Interface markup and scripts:
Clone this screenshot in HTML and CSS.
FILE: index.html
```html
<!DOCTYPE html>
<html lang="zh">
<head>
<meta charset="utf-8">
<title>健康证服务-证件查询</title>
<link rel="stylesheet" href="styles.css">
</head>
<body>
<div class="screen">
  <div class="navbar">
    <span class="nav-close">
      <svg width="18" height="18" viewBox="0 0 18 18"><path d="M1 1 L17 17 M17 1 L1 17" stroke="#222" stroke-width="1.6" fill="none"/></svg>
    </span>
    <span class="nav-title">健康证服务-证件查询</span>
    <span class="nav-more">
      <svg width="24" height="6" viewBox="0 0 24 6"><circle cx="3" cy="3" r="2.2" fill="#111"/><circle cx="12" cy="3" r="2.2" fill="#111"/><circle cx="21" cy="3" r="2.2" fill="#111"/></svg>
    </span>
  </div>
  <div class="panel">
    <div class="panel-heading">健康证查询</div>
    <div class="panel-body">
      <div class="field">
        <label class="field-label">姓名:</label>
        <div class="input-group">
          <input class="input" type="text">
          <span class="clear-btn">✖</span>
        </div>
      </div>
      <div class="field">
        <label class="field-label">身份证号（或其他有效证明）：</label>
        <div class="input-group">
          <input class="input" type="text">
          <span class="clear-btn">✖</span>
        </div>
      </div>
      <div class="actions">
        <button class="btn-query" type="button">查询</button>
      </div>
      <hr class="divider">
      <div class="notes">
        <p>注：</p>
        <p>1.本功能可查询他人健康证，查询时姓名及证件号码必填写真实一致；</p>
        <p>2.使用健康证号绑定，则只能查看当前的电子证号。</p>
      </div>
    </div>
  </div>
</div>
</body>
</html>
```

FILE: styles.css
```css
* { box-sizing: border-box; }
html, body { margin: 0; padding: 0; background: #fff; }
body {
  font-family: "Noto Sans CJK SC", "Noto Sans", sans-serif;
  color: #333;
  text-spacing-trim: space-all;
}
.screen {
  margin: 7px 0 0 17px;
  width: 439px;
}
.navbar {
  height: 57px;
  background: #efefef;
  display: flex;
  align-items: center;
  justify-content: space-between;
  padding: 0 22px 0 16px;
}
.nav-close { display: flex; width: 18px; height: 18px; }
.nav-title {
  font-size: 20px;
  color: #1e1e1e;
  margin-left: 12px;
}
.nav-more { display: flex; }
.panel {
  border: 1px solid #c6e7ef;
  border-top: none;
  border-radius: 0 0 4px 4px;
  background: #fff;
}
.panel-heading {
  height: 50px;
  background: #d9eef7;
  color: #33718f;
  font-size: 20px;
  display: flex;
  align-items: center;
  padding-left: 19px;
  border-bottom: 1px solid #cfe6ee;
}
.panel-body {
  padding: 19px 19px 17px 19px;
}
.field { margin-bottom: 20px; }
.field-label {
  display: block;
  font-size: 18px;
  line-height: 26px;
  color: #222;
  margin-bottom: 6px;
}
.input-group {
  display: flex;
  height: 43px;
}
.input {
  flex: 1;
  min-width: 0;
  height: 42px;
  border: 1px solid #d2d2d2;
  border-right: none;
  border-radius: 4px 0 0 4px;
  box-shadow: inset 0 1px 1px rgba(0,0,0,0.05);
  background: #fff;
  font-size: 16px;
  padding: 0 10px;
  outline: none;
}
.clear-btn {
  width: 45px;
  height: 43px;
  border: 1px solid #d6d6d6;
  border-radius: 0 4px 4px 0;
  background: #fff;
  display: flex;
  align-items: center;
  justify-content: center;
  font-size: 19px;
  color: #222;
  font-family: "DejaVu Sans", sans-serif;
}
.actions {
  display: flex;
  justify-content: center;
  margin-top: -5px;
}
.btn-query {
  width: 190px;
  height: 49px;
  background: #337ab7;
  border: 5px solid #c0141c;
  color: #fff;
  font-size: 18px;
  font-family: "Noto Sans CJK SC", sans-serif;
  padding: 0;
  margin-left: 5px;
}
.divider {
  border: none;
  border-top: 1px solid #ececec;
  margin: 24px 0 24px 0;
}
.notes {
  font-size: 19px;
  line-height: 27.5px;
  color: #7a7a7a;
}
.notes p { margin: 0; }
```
* * *
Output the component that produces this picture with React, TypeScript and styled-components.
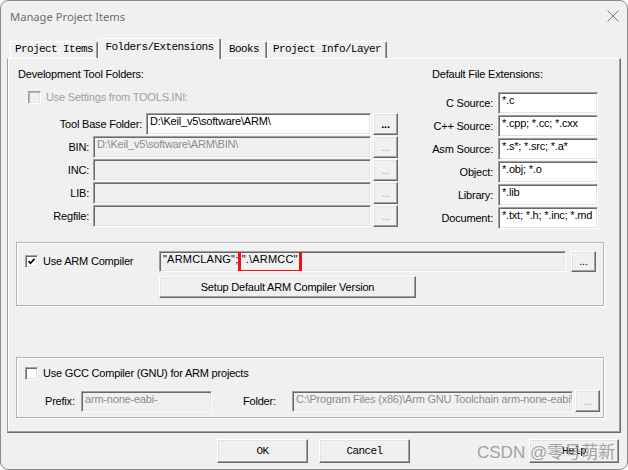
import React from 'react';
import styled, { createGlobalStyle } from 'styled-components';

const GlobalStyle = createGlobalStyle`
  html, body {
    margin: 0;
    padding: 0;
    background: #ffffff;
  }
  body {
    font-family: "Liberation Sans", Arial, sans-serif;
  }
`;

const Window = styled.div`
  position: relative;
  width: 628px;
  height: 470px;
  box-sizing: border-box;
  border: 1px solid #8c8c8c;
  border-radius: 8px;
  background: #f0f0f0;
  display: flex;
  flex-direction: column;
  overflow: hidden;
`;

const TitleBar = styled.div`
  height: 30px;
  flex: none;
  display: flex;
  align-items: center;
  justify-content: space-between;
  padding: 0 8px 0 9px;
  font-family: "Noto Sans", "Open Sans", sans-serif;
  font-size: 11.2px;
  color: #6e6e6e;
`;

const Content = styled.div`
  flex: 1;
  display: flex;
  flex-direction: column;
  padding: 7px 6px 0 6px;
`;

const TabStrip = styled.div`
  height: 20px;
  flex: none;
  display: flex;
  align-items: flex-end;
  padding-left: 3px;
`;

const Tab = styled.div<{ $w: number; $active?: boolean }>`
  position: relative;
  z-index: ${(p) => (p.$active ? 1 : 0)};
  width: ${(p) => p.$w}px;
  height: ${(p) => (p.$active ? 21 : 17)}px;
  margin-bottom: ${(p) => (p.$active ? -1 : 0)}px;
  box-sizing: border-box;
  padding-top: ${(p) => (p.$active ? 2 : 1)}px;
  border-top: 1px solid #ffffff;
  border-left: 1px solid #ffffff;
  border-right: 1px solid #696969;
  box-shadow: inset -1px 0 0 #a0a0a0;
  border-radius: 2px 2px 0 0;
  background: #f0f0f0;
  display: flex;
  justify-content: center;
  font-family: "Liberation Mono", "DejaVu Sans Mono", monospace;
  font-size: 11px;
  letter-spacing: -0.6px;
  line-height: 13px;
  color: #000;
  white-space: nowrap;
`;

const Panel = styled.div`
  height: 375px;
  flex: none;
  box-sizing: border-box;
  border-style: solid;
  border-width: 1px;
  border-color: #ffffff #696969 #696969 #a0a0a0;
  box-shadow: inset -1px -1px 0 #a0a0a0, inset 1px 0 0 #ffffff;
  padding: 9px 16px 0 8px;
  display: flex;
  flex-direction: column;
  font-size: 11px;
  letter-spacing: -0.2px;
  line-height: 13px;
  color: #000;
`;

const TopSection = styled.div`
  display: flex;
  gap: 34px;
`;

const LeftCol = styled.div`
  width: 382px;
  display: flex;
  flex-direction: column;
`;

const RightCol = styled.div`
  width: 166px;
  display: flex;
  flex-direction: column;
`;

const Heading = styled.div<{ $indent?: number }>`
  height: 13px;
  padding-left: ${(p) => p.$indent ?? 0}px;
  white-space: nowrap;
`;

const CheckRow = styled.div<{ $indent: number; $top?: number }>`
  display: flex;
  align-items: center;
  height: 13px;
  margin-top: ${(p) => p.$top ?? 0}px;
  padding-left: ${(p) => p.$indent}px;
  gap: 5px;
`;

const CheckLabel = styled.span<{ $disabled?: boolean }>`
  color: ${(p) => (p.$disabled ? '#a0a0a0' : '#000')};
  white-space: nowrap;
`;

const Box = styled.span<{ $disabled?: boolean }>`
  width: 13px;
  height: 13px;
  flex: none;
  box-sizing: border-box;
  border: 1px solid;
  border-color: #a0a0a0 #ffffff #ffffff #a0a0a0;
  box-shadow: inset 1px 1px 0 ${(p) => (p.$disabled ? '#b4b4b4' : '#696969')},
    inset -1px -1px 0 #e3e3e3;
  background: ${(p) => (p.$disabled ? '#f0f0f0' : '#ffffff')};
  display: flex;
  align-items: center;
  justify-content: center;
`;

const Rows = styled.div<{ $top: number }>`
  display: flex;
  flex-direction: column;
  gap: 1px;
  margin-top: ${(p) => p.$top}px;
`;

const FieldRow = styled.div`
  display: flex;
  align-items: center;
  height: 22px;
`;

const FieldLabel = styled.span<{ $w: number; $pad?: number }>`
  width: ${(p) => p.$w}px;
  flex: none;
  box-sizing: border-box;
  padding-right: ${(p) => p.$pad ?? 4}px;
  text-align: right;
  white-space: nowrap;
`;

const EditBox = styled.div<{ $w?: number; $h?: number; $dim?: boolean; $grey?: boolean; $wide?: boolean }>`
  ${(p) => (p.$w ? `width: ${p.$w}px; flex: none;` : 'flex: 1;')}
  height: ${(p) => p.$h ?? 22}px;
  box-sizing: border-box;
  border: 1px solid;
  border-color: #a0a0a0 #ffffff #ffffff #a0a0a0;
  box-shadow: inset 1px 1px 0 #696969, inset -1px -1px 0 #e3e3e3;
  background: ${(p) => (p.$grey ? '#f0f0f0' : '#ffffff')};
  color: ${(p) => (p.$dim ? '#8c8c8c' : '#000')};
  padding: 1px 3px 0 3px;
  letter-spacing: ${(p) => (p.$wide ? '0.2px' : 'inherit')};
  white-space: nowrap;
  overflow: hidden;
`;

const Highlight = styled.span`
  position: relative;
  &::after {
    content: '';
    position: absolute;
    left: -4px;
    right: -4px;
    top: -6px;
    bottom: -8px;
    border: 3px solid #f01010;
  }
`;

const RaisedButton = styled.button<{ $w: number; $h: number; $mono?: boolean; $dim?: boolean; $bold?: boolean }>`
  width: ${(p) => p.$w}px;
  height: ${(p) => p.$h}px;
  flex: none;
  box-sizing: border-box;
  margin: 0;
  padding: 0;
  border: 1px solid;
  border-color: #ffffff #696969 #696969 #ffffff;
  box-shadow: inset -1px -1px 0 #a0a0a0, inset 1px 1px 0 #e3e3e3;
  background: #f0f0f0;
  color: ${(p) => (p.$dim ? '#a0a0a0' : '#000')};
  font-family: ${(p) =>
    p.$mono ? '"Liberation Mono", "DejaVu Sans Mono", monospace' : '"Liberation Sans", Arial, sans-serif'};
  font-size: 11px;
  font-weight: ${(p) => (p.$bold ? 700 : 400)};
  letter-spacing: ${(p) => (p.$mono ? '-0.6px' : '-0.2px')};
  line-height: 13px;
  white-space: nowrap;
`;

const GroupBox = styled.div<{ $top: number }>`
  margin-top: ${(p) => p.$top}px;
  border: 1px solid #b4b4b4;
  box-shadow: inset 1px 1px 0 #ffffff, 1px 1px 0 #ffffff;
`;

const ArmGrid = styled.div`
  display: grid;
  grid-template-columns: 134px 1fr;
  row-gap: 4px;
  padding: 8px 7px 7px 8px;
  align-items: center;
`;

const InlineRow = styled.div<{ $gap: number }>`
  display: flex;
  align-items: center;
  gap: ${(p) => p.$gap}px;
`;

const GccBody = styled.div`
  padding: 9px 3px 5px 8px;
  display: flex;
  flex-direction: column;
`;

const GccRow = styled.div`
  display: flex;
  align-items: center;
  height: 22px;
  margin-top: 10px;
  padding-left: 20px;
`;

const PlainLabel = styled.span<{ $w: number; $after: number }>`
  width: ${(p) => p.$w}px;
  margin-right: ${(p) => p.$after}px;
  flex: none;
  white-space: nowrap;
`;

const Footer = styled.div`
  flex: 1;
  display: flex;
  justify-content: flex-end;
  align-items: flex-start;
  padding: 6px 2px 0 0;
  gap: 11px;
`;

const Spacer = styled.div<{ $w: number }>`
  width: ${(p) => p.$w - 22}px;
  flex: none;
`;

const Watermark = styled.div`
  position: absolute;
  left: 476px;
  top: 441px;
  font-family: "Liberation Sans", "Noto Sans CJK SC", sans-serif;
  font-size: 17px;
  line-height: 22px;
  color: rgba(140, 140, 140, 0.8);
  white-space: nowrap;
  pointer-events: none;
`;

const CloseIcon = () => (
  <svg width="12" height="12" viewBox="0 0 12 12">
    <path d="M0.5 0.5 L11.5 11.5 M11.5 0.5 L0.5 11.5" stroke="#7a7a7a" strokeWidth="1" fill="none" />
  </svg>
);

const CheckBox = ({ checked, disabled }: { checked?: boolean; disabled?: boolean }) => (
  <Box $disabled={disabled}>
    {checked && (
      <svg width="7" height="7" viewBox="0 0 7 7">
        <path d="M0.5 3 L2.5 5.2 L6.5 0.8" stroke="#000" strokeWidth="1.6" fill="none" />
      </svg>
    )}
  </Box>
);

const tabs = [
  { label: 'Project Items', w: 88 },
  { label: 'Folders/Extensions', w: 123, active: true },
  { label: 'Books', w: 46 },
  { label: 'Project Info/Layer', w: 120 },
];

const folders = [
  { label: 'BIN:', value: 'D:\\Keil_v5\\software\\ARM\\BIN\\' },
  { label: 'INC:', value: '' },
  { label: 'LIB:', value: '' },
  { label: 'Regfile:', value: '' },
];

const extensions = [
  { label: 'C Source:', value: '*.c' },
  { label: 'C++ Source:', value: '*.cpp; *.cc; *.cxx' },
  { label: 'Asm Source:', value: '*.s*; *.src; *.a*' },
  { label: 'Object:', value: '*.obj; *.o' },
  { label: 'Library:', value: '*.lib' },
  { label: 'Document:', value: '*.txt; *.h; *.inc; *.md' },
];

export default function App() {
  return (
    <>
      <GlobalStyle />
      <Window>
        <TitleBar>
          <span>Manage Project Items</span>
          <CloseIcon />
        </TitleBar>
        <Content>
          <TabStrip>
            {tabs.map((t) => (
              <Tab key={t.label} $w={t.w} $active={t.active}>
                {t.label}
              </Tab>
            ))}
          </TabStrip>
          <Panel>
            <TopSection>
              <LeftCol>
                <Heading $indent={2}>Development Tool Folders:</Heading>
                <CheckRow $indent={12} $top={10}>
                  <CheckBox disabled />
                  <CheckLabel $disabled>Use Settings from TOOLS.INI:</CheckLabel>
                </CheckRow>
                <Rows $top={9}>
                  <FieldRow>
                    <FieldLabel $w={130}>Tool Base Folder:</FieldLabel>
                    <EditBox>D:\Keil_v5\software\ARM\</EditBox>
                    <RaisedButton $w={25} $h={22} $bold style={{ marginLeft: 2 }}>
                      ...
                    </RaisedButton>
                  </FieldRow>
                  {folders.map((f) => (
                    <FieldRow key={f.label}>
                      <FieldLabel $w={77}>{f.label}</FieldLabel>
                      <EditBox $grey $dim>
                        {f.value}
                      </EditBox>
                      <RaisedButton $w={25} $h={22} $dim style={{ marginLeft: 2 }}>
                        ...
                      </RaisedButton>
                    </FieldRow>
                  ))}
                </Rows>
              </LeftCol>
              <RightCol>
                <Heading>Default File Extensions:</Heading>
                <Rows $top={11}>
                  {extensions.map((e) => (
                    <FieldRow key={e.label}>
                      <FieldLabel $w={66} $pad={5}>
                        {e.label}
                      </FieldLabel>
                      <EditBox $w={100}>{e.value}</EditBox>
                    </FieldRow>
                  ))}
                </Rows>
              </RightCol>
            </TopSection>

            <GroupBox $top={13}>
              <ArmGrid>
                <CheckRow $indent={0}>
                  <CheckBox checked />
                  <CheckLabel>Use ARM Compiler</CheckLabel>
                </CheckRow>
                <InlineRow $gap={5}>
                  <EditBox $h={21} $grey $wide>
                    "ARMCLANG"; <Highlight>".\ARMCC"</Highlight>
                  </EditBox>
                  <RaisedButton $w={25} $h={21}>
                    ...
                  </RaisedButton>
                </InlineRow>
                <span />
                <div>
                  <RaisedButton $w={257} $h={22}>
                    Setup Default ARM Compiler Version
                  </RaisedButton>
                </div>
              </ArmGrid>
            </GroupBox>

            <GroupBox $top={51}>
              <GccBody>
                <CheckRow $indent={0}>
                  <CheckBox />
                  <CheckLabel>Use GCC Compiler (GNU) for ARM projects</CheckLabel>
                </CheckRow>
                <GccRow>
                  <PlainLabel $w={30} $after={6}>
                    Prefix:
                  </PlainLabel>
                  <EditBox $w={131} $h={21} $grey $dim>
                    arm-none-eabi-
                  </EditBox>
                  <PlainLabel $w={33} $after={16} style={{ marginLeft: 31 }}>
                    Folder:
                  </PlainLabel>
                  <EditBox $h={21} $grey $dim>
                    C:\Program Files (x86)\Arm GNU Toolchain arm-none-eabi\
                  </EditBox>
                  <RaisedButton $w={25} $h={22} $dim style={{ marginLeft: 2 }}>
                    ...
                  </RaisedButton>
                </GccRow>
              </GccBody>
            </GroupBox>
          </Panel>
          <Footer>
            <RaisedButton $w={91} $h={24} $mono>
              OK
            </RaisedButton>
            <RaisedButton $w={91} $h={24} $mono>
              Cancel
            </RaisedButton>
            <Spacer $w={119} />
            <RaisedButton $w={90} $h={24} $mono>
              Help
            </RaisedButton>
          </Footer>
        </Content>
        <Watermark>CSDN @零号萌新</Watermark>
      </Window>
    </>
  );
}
...
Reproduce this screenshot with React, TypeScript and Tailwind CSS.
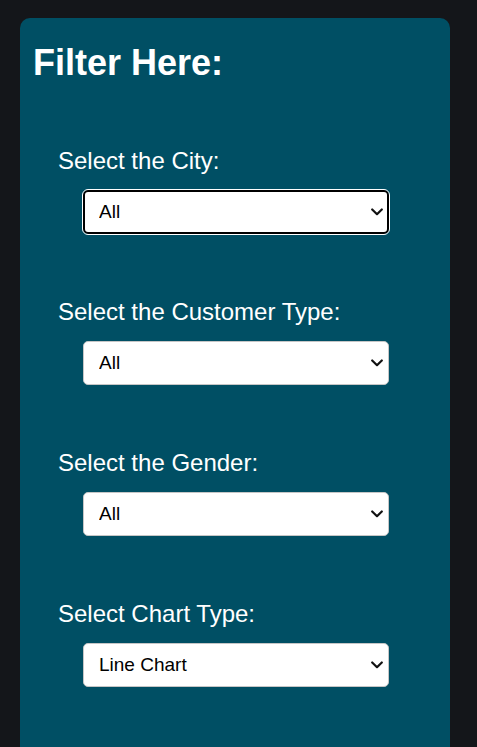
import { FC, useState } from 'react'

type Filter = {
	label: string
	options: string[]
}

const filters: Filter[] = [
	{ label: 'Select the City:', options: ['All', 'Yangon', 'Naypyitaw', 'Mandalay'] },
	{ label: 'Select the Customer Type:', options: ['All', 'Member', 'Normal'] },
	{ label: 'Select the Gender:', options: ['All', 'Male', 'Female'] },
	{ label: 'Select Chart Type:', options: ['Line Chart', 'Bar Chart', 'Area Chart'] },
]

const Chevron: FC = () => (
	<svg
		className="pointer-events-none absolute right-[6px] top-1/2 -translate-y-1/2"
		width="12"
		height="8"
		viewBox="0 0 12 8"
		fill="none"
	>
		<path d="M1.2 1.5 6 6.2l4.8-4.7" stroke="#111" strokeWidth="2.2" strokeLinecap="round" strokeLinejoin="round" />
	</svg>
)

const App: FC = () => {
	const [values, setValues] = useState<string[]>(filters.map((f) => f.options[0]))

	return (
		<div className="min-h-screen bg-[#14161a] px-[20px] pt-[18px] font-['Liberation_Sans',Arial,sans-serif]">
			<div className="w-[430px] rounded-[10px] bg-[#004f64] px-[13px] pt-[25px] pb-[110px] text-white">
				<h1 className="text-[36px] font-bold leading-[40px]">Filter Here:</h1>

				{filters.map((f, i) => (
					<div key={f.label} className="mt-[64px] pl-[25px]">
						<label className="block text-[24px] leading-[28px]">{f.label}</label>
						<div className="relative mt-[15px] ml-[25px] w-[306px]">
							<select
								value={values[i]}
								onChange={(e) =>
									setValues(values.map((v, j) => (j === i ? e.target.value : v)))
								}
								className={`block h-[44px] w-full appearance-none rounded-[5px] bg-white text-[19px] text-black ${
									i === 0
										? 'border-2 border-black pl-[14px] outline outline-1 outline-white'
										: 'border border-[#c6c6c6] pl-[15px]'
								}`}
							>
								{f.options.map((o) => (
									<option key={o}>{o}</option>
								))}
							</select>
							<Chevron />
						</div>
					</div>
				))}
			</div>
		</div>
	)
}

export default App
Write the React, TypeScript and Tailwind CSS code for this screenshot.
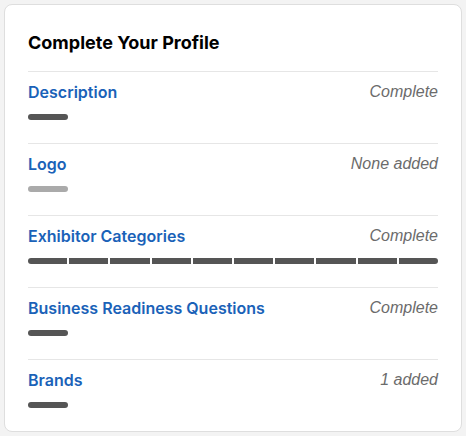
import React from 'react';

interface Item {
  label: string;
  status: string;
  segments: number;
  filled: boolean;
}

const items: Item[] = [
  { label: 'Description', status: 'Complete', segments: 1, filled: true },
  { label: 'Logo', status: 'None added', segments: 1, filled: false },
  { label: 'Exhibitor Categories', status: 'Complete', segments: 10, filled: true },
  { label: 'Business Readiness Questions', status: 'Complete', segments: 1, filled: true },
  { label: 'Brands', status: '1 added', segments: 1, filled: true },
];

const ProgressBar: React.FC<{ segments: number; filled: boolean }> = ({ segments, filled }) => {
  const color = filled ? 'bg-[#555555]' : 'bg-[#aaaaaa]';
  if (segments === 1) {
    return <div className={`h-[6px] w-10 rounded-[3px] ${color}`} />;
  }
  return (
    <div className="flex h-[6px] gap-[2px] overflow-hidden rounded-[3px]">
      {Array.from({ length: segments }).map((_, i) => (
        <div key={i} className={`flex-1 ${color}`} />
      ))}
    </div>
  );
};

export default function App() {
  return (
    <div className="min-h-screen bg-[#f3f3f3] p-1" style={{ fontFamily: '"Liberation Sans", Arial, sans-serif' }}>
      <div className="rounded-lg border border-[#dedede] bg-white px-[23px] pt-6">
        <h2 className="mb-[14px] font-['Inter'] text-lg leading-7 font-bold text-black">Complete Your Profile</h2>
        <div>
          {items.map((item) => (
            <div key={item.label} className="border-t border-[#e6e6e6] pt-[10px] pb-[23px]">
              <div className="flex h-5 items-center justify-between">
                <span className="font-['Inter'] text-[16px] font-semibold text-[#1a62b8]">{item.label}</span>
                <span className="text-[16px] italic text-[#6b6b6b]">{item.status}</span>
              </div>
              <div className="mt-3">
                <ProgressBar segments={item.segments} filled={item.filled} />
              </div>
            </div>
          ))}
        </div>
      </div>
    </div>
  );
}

Task: Check every line of the listing for the string "components" and report how many lines have it, as a number alone.

Solved problem: 2